March 2004

The Night Land Maps

William Hope Hodgson’s The Night Land, published in 1912, is apparently a cult classic, with the usual fan-generated materials, including, notably (else why I would I mention?), maps. Jeff Patterson writes to point us to this page, which he describes as “[p]art of a site dedicated to William Hope Hodgson’s The Night Land, this page has what appear to be fan drawn maps of the land in question. The interesting part is the variety of skill and approach in rendering the maps.”

BNSF

And while I’m at it — boy, do my obsessions ever spill out on this site — here’s the system map for the modern-day Burlington Northern Santa Fe Railway. Map details are in PDF format and show stations and track mileage. (Related: CN Rail Maps.)

Generating GIS with PHP

Image_GIS is a PHP package that allows you to generate on-the-fly maps in PNG or JPEG image formats from geographical datasets. Don’t worry if you don’t know what this means: essentially it means you can transform raw GIS data into a map in a web-ready format. (Thanks again, Huw.)

Lost in Seattle

Lost in Seattle is an experiment I’d like to see repeated everywhere. It’s a clickable map of downtown Seattle that shows street-level businesses. I’ve seen this kind of detail on some maps, particularly of downtown commercial areas, but this is a good online implementation. A mobile version would be killer. (via Muxway)

Hand-Drawn Maps

This is fascinating: a collection of hand-drawn maps — the sort that people giving someone directions scribble down on a scrap of paper or napkin.

i collect personal maps people draw. one’s memory and perception of a place is very personal, so each is a reflection, however small or large, of how the individual connects to their environment: knowing, organizing, and understanding it.

(via The Byrdhouse)

Scale Subway Systems

Subway systems of the world, presented at scale (via Kottke). I only know Paris’s system personally (see previous entries: Paris Metro, Maps as Mnemonic Aid — My Trip to Paris in 1997), and it looks like surface trams, but not buses or regional commuter lines, have been included; it looks like commuter rail may have been included for other cities, which look bigger or at least more spread out.
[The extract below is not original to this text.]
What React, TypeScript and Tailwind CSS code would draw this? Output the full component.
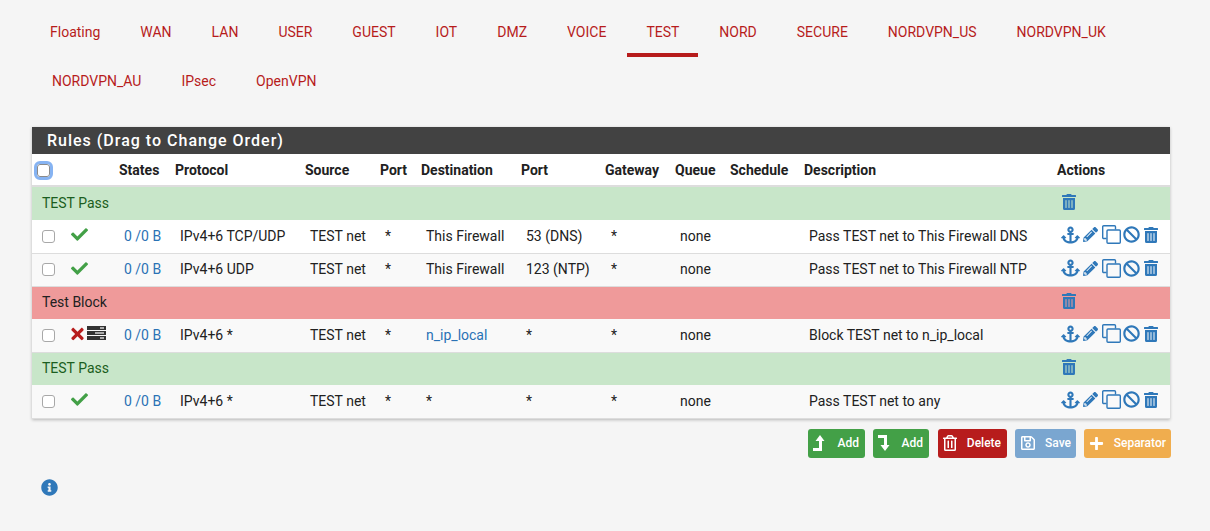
import React from "react";
import { FaAnchor, FaPencilAlt, FaBan, FaTrashAlt, FaRegTrashAlt, FaCheck, FaTimes, FaInfoCircle, FaRegSave, FaPlus } from "react-icons/fa";

const row1 = ["Floating", "WAN", "LAN", "USER", "GUEST", "IOT", "DMZ", "VOICE", "TEST", "NORD", "SECURE", "NORDVPN_US", "NORDVPN_UK"];
const row2 = ["NORDVPN_AU", "IPsec", "OpenVPN"];

function Tab({ label }: { label: string }) {
  const active = label === "TEST";
  return (
    <a className={`block h-[50px] px-[19px] mr-[2px] pt-[15px] text-[14px] leading-[20px] text-[#b71c1c] ${active ? "border-b-[4px] border-[#b71c1c]" : ""}`}>{label}</a>
  );
}

function Box({ focus }: { focus?: boolean }) {
  return (
    <input
      type="checkbox"
      readOnly
      className={`appearance-none block w-[13px] h-[13px] rounded-[3px] bg-white border ${focus ? "border-[#8a8a8a] outline-[3px] outline-[#86b3f2] ml-[-1px]" : "border-[#a8a8a8]"}`}
    />
  );
}

function Clone() {
  return (
    <svg viewBox="0 0 19 19" className="w-[19px] h-[19px]" fill="none" stroke="currentColor" strokeWidth="1.4">
      <path d="M4.5 13.5H1.7a1 1 0 0 1-1-1V1.7a1 1 0 0 1 1-1h10.8a1 1 0 0 1 1 1v2.8" />
      <rect x="5" y="5" width="13.3" height="13.3" rx="1" />
    </svg>
  );
}

function Server() {
  return (
    <svg viewBox="0 0 19 14" className="w-[19px] h-[14px]">
      {[0, 5, 10].map((y) => (
        <g key={y}>
          <rect x="0" y={y} width="19" height="4" fill="#333333" />
          <rect x={y === 5 ? 8 : 13} y={y + 1.2} width={y === 5 ? 9 : 4} height="1.6" fill="#c8c8c8" />
        </g>
      ))}
    </svg>
  );
}

function Actions() {
  return (
    <div className="flex items-center text-[#2f78b9] h-[19px] mb-[3px]">
      <FaAnchor className="w-[19px] h-[18px]" />
      <FaPencilAlt className="w-[15px] h-[15px] ml-[3px]" />
      <span className="ml-[4px]"><Clone /></span>
      <FaBan className="w-[17px] h-[17px] ml-[2px]" />
      <FaTrashAlt className="w-[14px] h-[16px] ml-[4px]" />
    </div>
  );
}

function Sep({ label, red, first }: { label: string; red?: boolean; first?: boolean }) {
  return (
    <tr className={`${red ? "bg-[#ef9a9a]" : "bg-[#c8e6c9]"}`}>
      <td colSpan={13} className={`p-0 ${first ? "h-[34px]" : "h-[33px]"}`}>
        <div className="flex items-center justify-between pl-[10px] pr-[94px]">
          <span className={`text-[14px] ${red ? "text-[#212121]" : "text-[#1b5e20]"}`}>{label}</span>
          <FaTrashAlt className="w-[14px] h-[16px] text-[#2f78b9] mb-[3px]" />
        </div>
      </td>
    </tr>
  );
}

type R = { ok: boolean; proto: string; dest: string; link?: boolean; port: string; desc: string; stripe?: boolean };

function Row({ ok, proto, dest, link, port, desc, stripe }: R) {
  const td = "pl-[10px] pr-0 py-0 whitespace-nowrap";
  return (
    <tr className={`h-[33px] border-b border-[#dddddd] text-[14px] text-[#212121] ${stripe ? "bg-[#f9f9f9]" : "bg-white"}`}>
      <td className={td}><Box /></td>
      <td className="pl-[11px] p-0">
        {ok ? (
          <FaCheck className="w-[17px] h-[17px] text-[#43a047] mb-[3px]" />
        ) : (
          <span className="flex items-center gap-[3px] mb-[2px]">
            <FaTimes className="w-[13px] h-[18px] text-[#b71c1c]" />
            <span className="mb-[3px]"><Server /></span>
          </span>
        )}
      </td>
      <td className={`${td} text-[#2a72b5]`}>0 /0 B</td>
      <td className={td}>{proto}</td>
      <td className={td}>TEST net</td>
      <td className={td}>*</td>
      <td className={`${td} ${link ? "text-[#2a72b5]" : ""}`}>{dest}</td>
      <td className={td}>{port}</td>
      <td className={`${td} pl-[11px]`}>*</td>
      <td className={td}>none</td>
      <td className={td}></td>
      <td className={td}>{desc}</td>
      <td className="pl-[9px] p-0"><Actions /></td>
    </tr>
  );
}

function LevelUp() {
  return (
    <svg viewBox="0 0 12 16" className="w-[12px] h-[16px]" fill="currentColor">
      <path d="M7 0l4.5 6H9v10H0v-3h6V6H2.5z" />
    </svg>
  );
}

function LevelDown() {
  return (
    <svg viewBox="0 0 12 16" className="w-[12px] h-[16px]" fill="currentColor">
      <path d="M0 0h9v10h2.5L7 16 2.5 10H6V3H0z" />
    </svg>
  );
}

function Btn({ icon, label, bg, w }: { icon: React.ReactNode; label: string; bg: string; w: string }) {
  return (
    <button className={`flex items-center h-[29px] rounded-[3px] pl-[5px] text-[12px] font-medium text-white ${bg} ${w}`}>
      <span className="flex">{icon}</span>
      <span className="ml-auto">{label}</span>
    </button>
  );
}

const th = "pl-[5px] pr-0 pt-[2px] pb-0 text-left font-bold text-[14px] text-[#212121] whitespace-nowrap";

export default function App() {
  return (
    <div className="w-[1210px] h-[531px] overflow-hidden bg-[#f5f5f5] font-['Roboto',sans-serif]">
      <div className="flex h-[56px] pl-[31px] pt-[7px]">
        {row1.map((t) => <Tab key={t} label={t} />)}
      </div>
      <div className="flex h-[50px] pl-[33px]">
        {row2.map((t) => <Tab key={t} label={t} />)}
      </div>
      <div className="mx-[32px] w-[1138px] mt-[21px] bg-white shadow-[0_1px_3px_rgba(0,0,0,0.25)]">
        <div className="h-[27px] bg-[#424242] pl-[15px] text-[16px] leading-[27px] font-medium tracking-[1px] text-white">Rules (Drag to Change Order)</div>
        <table className="w-full table-fixed border-collapse">
          <colgroup>
            <col className="w-[28px]" />
            <col className="w-[54px]" />
            <col className="w-[56px]" />
            <col className="w-[130px]" />
            <col className="w-[75px]" />
            <col className="w-[41px]" />
            <col className="w-[100px]" />
            <col className="w-[84px]" />
            <col className="w-[70px]" />
            <col className="w-[55px]" />
            <col className="w-[74px]" />
            <col className="w-[253px]" />
            <col className="w-[118px]" />
          </colgroup>
          <thead>
            <tr className="h-[32px] border-b-2 border-[#dddddd]">
              <th className="pl-[6px] pr-0 pt-[2px] pb-0"><Box focus /></th>
              <th className={th}></th>
              <th className={th}>States</th>
              <th className={th}>Protocol</th>
              <th className={th}>Source</th>
              <th className={th}>Port</th>
              <th className={th}>Destination</th>
              <th className={th}>Port</th>
              <th className={th}>Gateway</th>
              <th className={th}>Queue</th>
              <th className={th}>Schedule</th>
              <th className={th}>Description</th>
              <th className={th}>Actions</th>
            </tr>
          </thead>
          <tbody>
            <Sep label="TEST Pass" first />
            <Row ok proto="IPv4+6 TCP/UDP" dest="This Firewall" port="53 (DNS)" desc="Pass TEST net to This Firewall DNS" />
            <Row ok proto="IPv4+6 UDP" dest="This Firewall" port="123 (NTP)" desc="Pass TEST net to This Firewall NTP" stripe />
            <Sep label="Test Block" red />
            <Row ok={false} proto="IPv4+6 *" dest="n_ip_local" link port="*" desc="Block TEST net to n_ip_local" stripe />
            <Sep label="TEST Pass" />
            <Row ok proto="IPv4+6 *" dest="*" port="*" desc="Pass TEST net to any" stripe />
          </tbody>
        </table>
      </div>
      <div className="flex justify-end gap-[8px] w-[1171px] mt-[10px]">
        <Btn icon={<LevelUp />} label="Add" bg="bg-[#43a047] pr-[6px]" w="w-[57px]" />
        <Btn icon={<LevelDown />} label="Add" bg="bg-[#43a047] pr-[6px] mr-[1px]" w="w-[56px]" />
        <Btn icon={<FaRegTrashAlt className="w-[14px] h-[16px]" />} label="Delete" bg="bg-[#b71c1c] pr-[6px]" w="w-[69px]" />
        <Btn icon={<FaRegSave className="w-[16px] h-[16px]" />} label="Save" bg="bg-[#7aa6d0] pr-[5px]" w="w-[61px]" />
        <Btn icon={<FaPlus className="w-[15px] h-[15px]" />} label="Separator" bg="bg-[#f0ad4e] pr-[5px]" w="w-[87px]" />
      </div>
      <div className="pl-[41px] mt-[21px]">
        <FaInfoCircle className="w-[17px] h-[17px] text-[#2f78b9]" />
      </div>
    </div>
  );
}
The dividing line between “commuter rail” and “subway” is pretty arbitrary anyway. Mutter, mutter, nitpick.

Community Mapping Assistance Project

Non-profit community groups do not have the same research resources that governments and corporate entities do. As far as mapping and GIS data is concerned, the New York Public Interest Research Group is trying to change that with its Community Mapping Assistance Project. The project’s director, Steven Romalewski, wrote me a few days ago:

NYPIRG’s Community Mapping Assistance Project (a team of six people, part of a nonprofit organization) uses GIS to help other nonprofits achieve their missions. We’ve helped more than 300 groups since 1997, but recently have shifted our focus to online mapping services… .
For us, our mapping sites all part and parcel of an effort to “democratize” data and provide powerful new tools with a community-based focus. Each site uses GIS technologies that few other nonprofits have tapped into, but that government agencies and the private sector have used to great effect. The websites use government data in in new and innovative ways, often to provide services that most government agencies would never provide. And they give local neighborhoods and individuals a window on their world that would’ve been daunting, at best, and maybe impossible for the average citizen or block association to obtain. The sites have helped level the “playing field” in New York to a great extent, so public agencies and large companies don’t have a monopoly on information.

For links to some interesting sites that have been assisted by the project, I’ll point you to Social Design Notes’s post; Steven contacted them too, but they beat me to the punch. Have a look.